Among all regions, Latin America (LATAM) recorded the most significant growth during the first half of 2025. App installs surged 59%, and sessions jumped an impressive 70%. Europe followed closely, with installs up 35% and sessions increasing by 42%.

While North America and the Asia-Pacific (APAC) regions saw slight declines in install volumes, both reported solid session growth, demonstrating that existing users are increasingly engaged. North America recorded a 15% session increase, while APAC saw a notable 35% rise.

App Categories: Payments and Banking Dominate

The report also sheds light on app subvertical performance. Payment apps accounted for 58% of all user sessions but only 42% of installs, indicating high engagement among a smaller, committed user base. Banking apps, on the other hand, represented 48% of all installs, showing broad adoption across demographics.

User engagement per session is also on the rise. On average, users spent 6.59 minutes per session in finance apps.
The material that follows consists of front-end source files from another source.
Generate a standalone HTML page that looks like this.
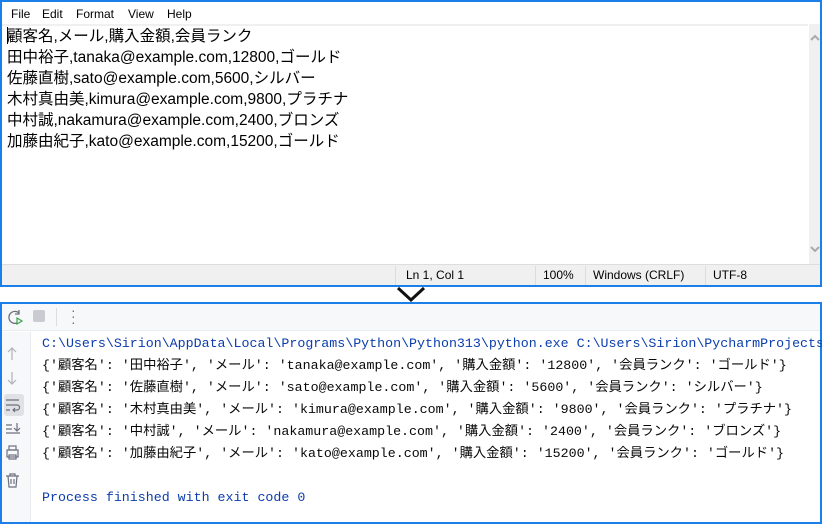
<!DOCTYPE html>
<html><head><meta charset="utf-8"><style>
*{margin:0;padding:0;box-sizing:border-box}
body{width:822px;height:524px;background:#fff;position:relative;overflow:hidden;font-family:"Segoe UI","Liberation Sans","Noto Sans CJK JP",sans-serif}
.np{position:absolute;left:0;top:0;width:822px;height:287px;border:2px solid #1a7fe8;background:#fff}
.menu{position:absolute;left:0;top:0;width:818px;height:21px;font-size:12px;color:#000}
.menu span{position:absolute;top:5px}
.edit{position:absolute;left:0;top:22px;width:806px;height:240px;border-top:2px solid #f0f0f0;font-family:"Liberation Sans","Noto Sans CJK JP",sans-serif;font-size:15.5px;line-height:21px;padding:0 0 0 5px;color:#000;white-space:pre}
.sb{position:absolute;left:807px;top:22px;width:11px;height:240px;background:#f0f0f0}
.status{position:absolute;left:0;top:262px;width:818px;height:21px;background:#f0f0f0;border-top:1px solid #ddd;font-size:12px}
.status span{position:absolute;top:3px}
.status i{position:absolute;top:1px;width:1px;height:19px;background:#ddd}
.arrow{position:absolute;left:396px;top:286px}
.con{position:absolute;left:0;top:302px;width:822px;height:222px;border:2px solid #1a7fe8;background:#fff}
.tb{position:absolute;left:0;top:0;width:818px;height:27px;background:#f7f8fa;border-bottom:1px solid #ebecf0}
.gut{position:absolute;left:0;top:28px;width:29px;height:190px;background:#f7f8fa;border-right:1px solid #ebecf0}
.out{position:absolute;left:40px;top:29px;font-family:"Liberation Mono","Noto Sans CJK JP",monospace;font-size:13.3px;line-height:22px;color:#080808;white-space:pre}
.blue{color:#0b3dad}
</style></head><body>
<div class="np">
<div class="menu"><span style="left:9px">File</span><span style="left:40px">Edit</span><span style="left:74px">Format</span><span style="left:126px">View</span><span style="left:165px">Help</span></div>
<div class="edit">顧客名,メール,購入金額,会員ランク
田中裕子,tanaka@example.com,12800,ゴールド
佐藤直樹,sato@example.com,5600,シルバー
木村真由美,kimura@example.com,9800,プラチナ
中村誠,nakamura@example.com,2400,ブロンズ
加藤由紀子,kato@example.com,15200,ゴールド</div>
<div class="edit" style="border:none;top:25px;left:5px;width:1px;height:17px;background:#000;padding:0"></div>
<div class="sb"><svg width="11" height="10" style="position:absolute;top:9px;left:1px"><path d="M1 7L5 3L9 7" stroke="#aaa" stroke-width="2" fill="none"/></svg><svg width="11" height="10" style="position:absolute;top:220px;left:1px"><path d="M1 3L5 7L9 3" stroke="#aaa" stroke-width="2" fill="none"/></svg></div>
<div class="status"><i style="left:393px"></i><span style="left:404px">Ln 1, Col 1</span><i style="left:533px"></i><span style="left:541px">100%</span><i style="left:583px"></i><span style="left:591px">Windows (CRLF)</span><i style="left:703px"></i><span style="left:711px">UTF-8</span></div>
</div>
<svg class="arrow" width="30" height="16"><path d="M2 2L15 14L28 2" stroke="#111" stroke-width="3" fill="none"/></svg>
<div class="con">
<div class="tb">
<svg width="20" height="20" style="position:absolute;left:3px;top:4px"><path d="M14 5A6 6 0 1 0 12 15" stroke="#6c707e" stroke-width="1.3" fill="none"/><path d="M14 2V6H10" stroke="#6c707e" stroke-width="1.3" fill="none"/><path d="M12 10L17 13L12 16Z" stroke="#3fa34d" stroke-width="1.2" fill="none"/></svg>
<div style="position:absolute;left:31px;top:6px;width:12px;height:12px;background:#c9cbd1;border-radius:2px"></div>
<div style="position:absolute;left:54px;top:4px;width:1px;height:18px;background:#ddd"></div>
<div style="position:absolute;left:69px;top:3px;font-size:14px;color:#6c707e;line-height:6px">·<br>·<br>·</div>
</div>
<div class="gut">
<svg width="29" height="190"><g stroke="#b0b3ba" stroke-width="1.2" fill="none"><path d="M10 28L10 16M6 20L10 16L14 20"/><path d="M10 40L10 52M6 48L10 52L14 48"/></g>
<rect x="2" y="62" width="20" height="22" rx="3" fill="#dfe1e5"/>
<g stroke="#6c707e" stroke-width="1.2" fill="none"><path d="M4 68H17M4 73H15A2 2 0 0 1 15 78H11M4 78H8M13 76L11 78L13 80"/>
<path d="M4 93H10M4 97H10M4 101H18M15 91V99M12 96L15 99L18 96"/>
<rect x="5" y="118" width="11" height="7"/><rect x="7" y="114" width="7" height="4"/><rect x="7" y="123" width="7" height="4"/>
<path d="M4 144H17M8 144V142H13V144M6 144L7 155H14L15 144M9 147V152M12 147V152"/></g></svg>
</div>
<div class="out"><span class="blue">C:\Users\Sirion\AppData\Local\Programs\Python\Python313\python.exe C:\Users\Sirion\PycharmProjects</span>
{'顧客名': '田中裕子', 'メール': 'tanaka@example.com', '購入金額': '12800', '会員ランク': 'ゴールド'}
{'顧客名': '佐藤直樹', 'メール': 'sato@example.com', '購入金額': '5600', '会員ランク': 'シルバー'}
{'顧客名': '木村真由美', 'メール': 'kimura@example.com', '購入金額': '9800', '会員ランク': 'プラチナ'}
{'顧客名': '中村誠', 'メール': 'nakamura@example.com', '購入金額': '2400', '会員ランク': 'ブロンズ'}
{'顧客名': '加藤由紀子', 'メール': 'kato@example.com', '購入金額': '15200', '会員ランク': 'ゴールド'}

<span class="blue">Process finished with exit code 0</span></div>
</div>
</body></html>
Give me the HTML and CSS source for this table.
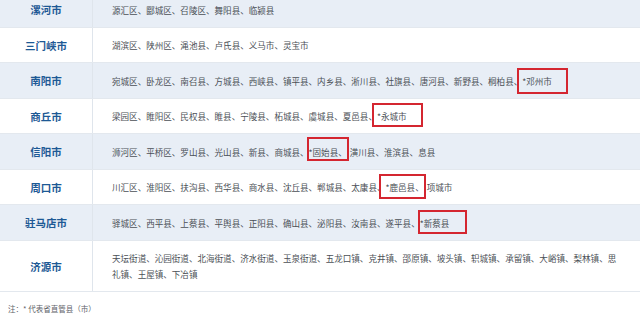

Stock trading apps led the engagement chart, averaging 12.06 minutes per session, closely followed by cryptocurrency apps at 11.93 minutes. Despite these gains, day-one retention saw a slight dip to 12.5%, although banking apps achieved higher retention at 20.6%.

Cost Environment and Paid Acquisition

The report highlights a favorable cost environment for user acquisition. The global cost-per-install (CPI) dropped from $1.51 to $1.13 in the first half of 2025, while install-per-mille (IPM) increased from 2.46 to 2.76. Cost-per-click (CPC) decreased to $0.19, and cost-per-mille (CPM) fell to $2.76, signaling reduced expenses for advertisers seeking to attract new users.

Finance apps are also relying more heavily on paid channels. The global paid-to-organic install ratio climbed to 1.16, up from 0.79 in 2023. LATAM led in paid skew at 3.77, with several APAC markets also showing elevated levels, reflecting the strategic push by app developers to expand their user base through advertising.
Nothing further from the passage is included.